Indeed, some scientists, including big names such as Michael Mann, have taken to using "climate crisis," or variations of the phrase, as well.

Republicans active in the climate space are more circumspect about their terminology, even those who acknowledge the effects of man-made greenhouse gas emissions.

"This is something that we absolutely need to focus on," Select committee ranking member Garret Graves (R-La.) said in an interview. "I think that there are aspects of it that do reach crisis status, like some of the vulnerability of our coastal communities and others, but I’m just trying to stay a little bit more productive or functional."

So, too, is Sen.
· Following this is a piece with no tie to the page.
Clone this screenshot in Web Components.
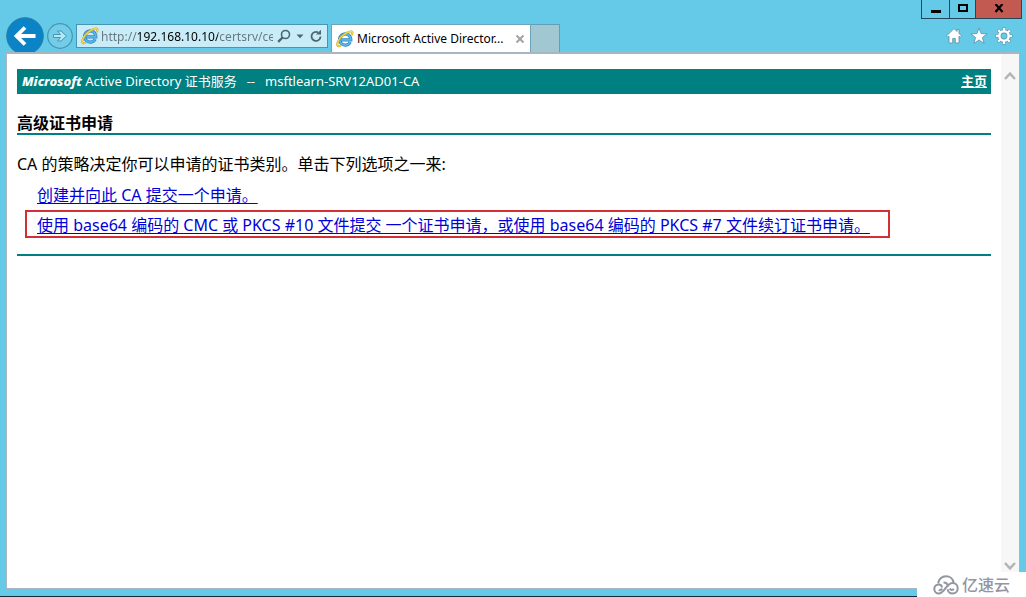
<!DOCTYPE html>
<html lang="zh-CN">
<head>
<meta charset="utf-8">
<title>Microsoft Active Directory 证书服务</title>
<style>
  body { margin: 0; font-family: "Noto Sans", "Noto Sans CJK SC", sans-serif; }
</style>
</head>
<body>
<browser-window>
  <nav-bar slot="bar" address="http://192.168.10.10/certsrv/certrqad.asp"></nav-bar>
  <browser-tab slot="bar">Microsoft Active Director...</browser-tab>
  <window-tools slot="bar"></window-tools>
  <cert-page>
    <cert-banner slot="banner" authority="msftlearn-SRV12AD01-CA">主页</cert-banner>
    <span slot="title">高级证书申请</span>
    <span slot="intro">CA 的策略决定你可以申请的证书类别。单击下列选项之一来:</span>
    <option-link slot="options">创建并向此 CA 提交一个申请。</option-link>
    <option-link slot="options" marked>使用 base64 编码的 CMC 或 PKCS #10 文件提交 一个证书申请，或使用 base64 编码的 PKCS #7 文件续订证书申请。</option-link>
  </cert-page>
  <site-mark slot="mark">亿速云</site-mark>
</browser-window>

<script>
const define = (name, html, setup) => {
  customElements.define(name, class extends HTMLElement {
    constructor() {
      super();
      this.attachShadow({ mode: "open" }).innerHTML = html;
    }
    connectedCallback() { if (setup) setup(this, this.shadowRoot); }
  });
};

define("ie-logo", `
<style>
  :host { display: block; flex: none; width: 18px; height: 18px; }
  svg { display: block; width: 100%; height: 100%; }
</style>
<svg viewBox="0 0 18 18" fill="none" aria-hidden="true">
  <path d="M14.2 12.1A5.6 5.6 0 1 1 14.8 9.8H5.3" stroke="#2f86c4" stroke-width="3.2"/>
  <path d="M14.2 12.1A5.6 5.6 0 1 1 14.8 9.8H5.3" stroke="#59b6e8" stroke-width="1.8"/>
  <path d="M15.4 5.2C17.3 2.5 16.5.8 13.6 1.6 9.8 2.6 4.400 6.800 2.200 11.200.3 15 1.300 17.300 4.900 15.600" stroke="#c99a1c" stroke-width="2"/>
  <path d="M15.4 5.2C17.3 2.5 16.5.8 13.6 1.6 9.8 2.6 4.400 6.800 2.200 11.200.3 15 1.300 17.300 4.900 15.600" stroke="#f7d94c" stroke-width="1.2"/>
</svg>`);

define("browser-window", `
<style>
  :host { display: flex; flex-direction: column; min-height: 100vh; box-sizing: border-box;
    position: relative; background: #64cae8; border-bottom: 1px solid #17283a; padding: 0 6px 7px; }
  header { display: flex; align-items: flex-start; height: 52px; }
  main { flex: 1; display: flex; background: #fff; border: 1px solid #a9b5bf; border-top-width: 2px; }
  .page { flex: 1; min-width: 0; }
  .scroll { width: 18px; background: #f7f7f7; display: flex; flex-direction: column; justify-content: space-between;
    align-items: center; padding: 14px 0; box-sizing: border-box; }
  .scroll button { border: 0; padding: 0; background: none; width: 16px; height: 16px; display: grid; place-items: center; }
  ::slotted(site-mark) { position: absolute; right: 0; bottom: -1px; }
</style>
<header><slot name="bar"></slot></header>
<main>
  <div class="page"><slot></slot></div>
  <div class="scroll">
    <button aria-label="向上滚动"><svg width="12" height="10" viewBox="0 0 12 10" fill="none" stroke="#b4b4b4" stroke-width="2.4"><path d="M1 8l5-5.4L11 8"/></svg></button>
    <button aria-label="向下滚动"><svg width="12" height="10" viewBox="0 0 12 10" fill="none" stroke="#b4b4b4" stroke-width="2.4"><path d="M1 2l5 5.4L11 2"/></svg></button>
  </div>
</main>
<slot name="mark"></slot>`);

define("nav-bar", `
<style>
  :host { display: flex; align-items: center; gap: 3px; margin-top: 17px; }
  button { border: 0; padding: 0; background: none; display: block; flex: none; }
  svg { display: block; }
  form { display: flex; align-items: center; box-sizing: border-box; width: 252px; height: 24px; padding: 0 4px;
    border: 1px solid #4795b2; background: #c9edf8; }
  input { flex: 1; min-width: 0; border: 0; padding: 0; margin: 0 4px 0 2px; outline: 0; height: 20px;
    font: 12px "Noto Sans", sans-serif; -webkit-text-fill-color: transparent;
    background: linear-gradient(90deg, #66777f 37px, #000 37px 117px, #66777f 117px); -webkit-background-clip: text; background-clip: text; }
  .tools { display: flex; align-items: center; gap: 5px; }
</style>
<button aria-label="后退"><svg width="38" height="38" viewBox="0 0 38 38"><circle cx="19" cy="19" r="18.3" fill="#0a84c6" stroke="#2b7da5"/><path d="M29.5 19H11M19 10.5L10.5 19l8.500 8.500" fill="none" stroke="#fff" stroke-width="3.800"/></svg></button>
<button aria-label="前进"><svg width="26" height="26" viewBox="0 0 26 26"><circle cx="13" cy="13" r="12.300" fill="#73cde9" stroke="#4795b2" stroke-width="1.200"/><path d="M6.500 11.500h7l-3-3.500h3.500l5.500 5-5.500 5h-3.500l3-3.500h-7z" fill="#b5e8f6" stroke="#4795b2"/></svg></button>
<form>
  <ie-logo></ie-logo>
  <input aria-label="地址" spellcheck="false">
  <div class="tools">
    <button type="button" aria-label="搜索"><svg width="14" height="14" viewBox="0 0 14 14" fill="none" stroke="#4d6670"><circle cx="8.500" cy="5.500" r="4" stroke-width="1.600"/><path d="M5.500 8.500L1.200 12.800" stroke-width="2.400"/></svg></button>
    <button type="button" aria-label="历史"><svg width="8" height="5" viewBox="0 0 8 5"><path d="M.5.5h7L4 4.200z" fill="#4d6670"/></svg></button>
    <button type="button" aria-label="刷新"><svg width="14" height="14" viewBox="0 0 14 14" fill="none" stroke="#4d6670"><path d="M11.500 7.500A4.500 4.500 0 1 1 9 3.400" stroke-width="1.800"/><path d="M7 5.500h5V.8z" fill="#4d6670" stroke="none"/></svg></button>
  </div>
</form>`, (el, root) => {
  root.querySelector("input").value = el.getAttribute("address");
});

define("browser-tab", `
<style>
  :host { display: flex; margin: 24px 0 0 3px; font-size: 12px; line-height: 16px; }
  .tab { display: flex; align-items: center; gap: 3px; box-sizing: border-box; width: 200px; height: 28px; padding: 0 5px 0 4px;
    background: #fff; border: 1px solid #6fa3b8; border-bottom: 0; }
  .title { flex: 1; white-space: nowrap; overflow: hidden; }
  button { border: 0; padding: 0; background: none; display: block; }
  svg { display: block; }
  .new { width: 29px; height: 28px; background: #a1c7d3; border: 1px solid #5f9fb8; border-width: 1px 1px 0 0; box-sizing: border-box; }
</style>
<div class="tab"><ie-logo></ie-logo><span class="title"><slot></slot></span>
<button aria-label="关闭选项卡"><svg width="10" height="10" viewBox="0 0 10 10" stroke="#a3a3a3" stroke-width="2"><path d="M1.500 1.500l7 7M8.500 1.500l-7 7"/></svg></button></div>
<button class="new" aria-label="新建选项卡"></button>`);

define("window-tools", `
<style>
  :host { display: flex; flex-direction: column; align-items: flex-end; gap: 8px; margin-left: auto; margin-right: -2px; }
  button { padding: 0; background: none; border: 0; display: block; }
  svg { display: block; }
  .controls { display: flex; border: 1px solid #20475a; border-top: 0; height: 18px; }
  .controls button { width: 27px; display: grid; place-items: center; }
  .controls button + button { border-left: 1px solid #20475a; width: 26px; }
  .controls button.close { width: 46px; background: #c25a52; }
  .icons { display: flex; gap: 7px; padding-right: 9px; }
</style>
<div class="controls">
  <button aria-label="最小化"><svg width="10" height="10"><path d="M0 6h10v3H0z"/></svg></button>
  <button aria-label="最大化"><svg width="10" height="10"><path d="M1 1h8v6H1z" fill="none" stroke="#000" stroke-width="2"/></svg></button>
  <button class="close" aria-label="关闭"><svg width="10" height="10" viewBox="0 0 10 10" stroke="#000" stroke-width="2.200"><path d="M1.500 0l7 8M8.500 0l-7 8"/></svg></button>
</div>
<div class="icons">
  <button aria-label="主页"><svg width="18" height="18" viewBox="0 0 18 18"><path d="M9 1.500L1.500 9l1.200 1.200L4 9.200V16h3.700v-4.500h2.600V16H14V9.200l1.300 1L16.500 9 14 6.500v-4h-2v2z" fill="#fff" stroke="#5b8da3" stroke-width=".8"/></svg></button>
  <button aria-label="收藏夹"><svg width="18" height="18" viewBox="0 0 18 18"><path d="M9 1l2.100 5.600 6 .2-4.700 3.700 1.700 5.900L9 13l-5.100 3.400 1.700-5.900L.9 6.800l6-.2z" fill="#fff" stroke="#5b8da3" stroke-width=".8"/></svg></button>
  <button aria-label="工具"><svg width="18" height="18" viewBox="0 0 18 18" fill="none"><circle cx="9" cy="9" r="6.800" stroke="#5b8da3" stroke-width="3.600" stroke-dasharray="3 2.340" stroke-dashoffset="1.500"/><circle cx="9" cy="9" r="4.700" stroke="#5b8da3" stroke-width="3.800"/><circle cx="9" cy="9" r="6.800" stroke="#fff" stroke-width="2.600" stroke-dasharray="2.200 3.140" stroke-dashoffset="1.100"/><circle cx="9" cy="9" r="4.700" stroke="#fff" stroke-width="2.600"/></svg></button>
</div>`);

define("cert-page", `
<style>
  :host { display: block; padding: 15px 10px; font-size: 16px; line-height: 22px; color: #000; }
  h1 { margin: 20px 0 18px; font-size: 16px; line-height: 19px; font-weight: 700; border-bottom: 2px solid #008080; }
  p { margin: 0; }
  .options { display: flex; flex-direction: column; align-items: flex-start; gap: 2px; margin: 5px 0 0 8px; }
  hr { border: 0; height: 2px; margin: 16px 0 0; background: #008080; }
</style>
<slot name="banner"></slot>
<h1><slot name="title"></slot></h1>
<p><slot name="intro"></slot></p>
<div class="options"><slot name="options"></slot></div>
<hr>`);

define("cert-banner", `
<style>
  :host { display: flex; justify-content: space-between; align-items: center; box-sizing: border-box; height: 25px; padding: 0 4px 2px 5px;
    background: #008080; color: #fff; font-size: 13px; line-height: 18px; }
  div { display: flex; gap: 10px; white-space: nowrap; }
  b { font-weight: 800; font-style: italic; }
  a { color: inherit; font-weight: 700; }
</style>
<div><span><b>Microsoft</b> Active Directory 证书服务</span><span>--</span><span class="authority"></span></div>
<a href="#home"><slot></slot></a>`, (el, root) => {
  root.querySelector(".authority").textContent = el.getAttribute("authority");
});

define("option-link", `
<style>
  :host { display: block; box-sizing: border-box; border: 2px solid transparent; padding: 1px 18px 0 10px; height: 28px; line-height: 24px; white-space: nowrap; }
  :host([marked]) { border-color: #d32f35; }
  a { color: #0000d8; text-underline-offset: 2px; text-decoration-skip-ink: none; }
</style>
<a href="#request"><slot></slot></a>`);

define("site-mark", `
<style>
  :host { display: flex; align-items: center; justify-content: center; gap: 3px; box-sizing: border-box; width: 109px; height: 25px;
    background: #fff; color: #93959f; font-size: 16px; line-height: 24px; font-weight: 500; }
  svg { display: block; }
</style>
<svg width="26" height="20" viewBox="0 0 26 20" fill="none" stroke="#93959f" stroke-width="2"><path d="M5.200 8.200C5.500 4 9 1.300 13 1.300c4 0 7 2.700 7.500 6.200M9 12.500c-.2-2-1.700-3-3.300-3C3.200 9.500 1.300 11.300 1.300 14c0 2.700 2 4.500 4.700 4.500 5.500 0 7.500-10.500 13.500-10.500 3 0 5.200 2.200 5.200 5.200s-2.200 5.300-5.200 5.300c-2.800 0-4.700-2-4.700-4.200M10.500 7.500c3 0 4.300 2 4.300 4.200M5.800 14.800c1 .8 2.500.2 3.200-1.300M16.800 13.500c.8 1.800 3.200 1.800 4 .3"/></svg>
<slot></slot>`);
</script>
</body>
</html>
Sheldon Whitehouse (D-R.I.), who cautioned against superficial fixes to climate apathy. Whitehouse, one of the Senate’s top climate hawks, said there’s still a long political game to play with his top enemy: the fossil fuel industry.

"I’m not very impressed with tweaking language as a messaging tool," he told reporters recently. "We went through a long phase of that — do we call it climate change? Do we call it global warming? Do we call it green energy? Do we call it renewables? Do we call it whatever? — when the fundamental fact is, we have a very entrenched opponent in the fossil fuel industry, who has a huge economic stake that justifies massive political spending on propaganda, fake science and political muscle."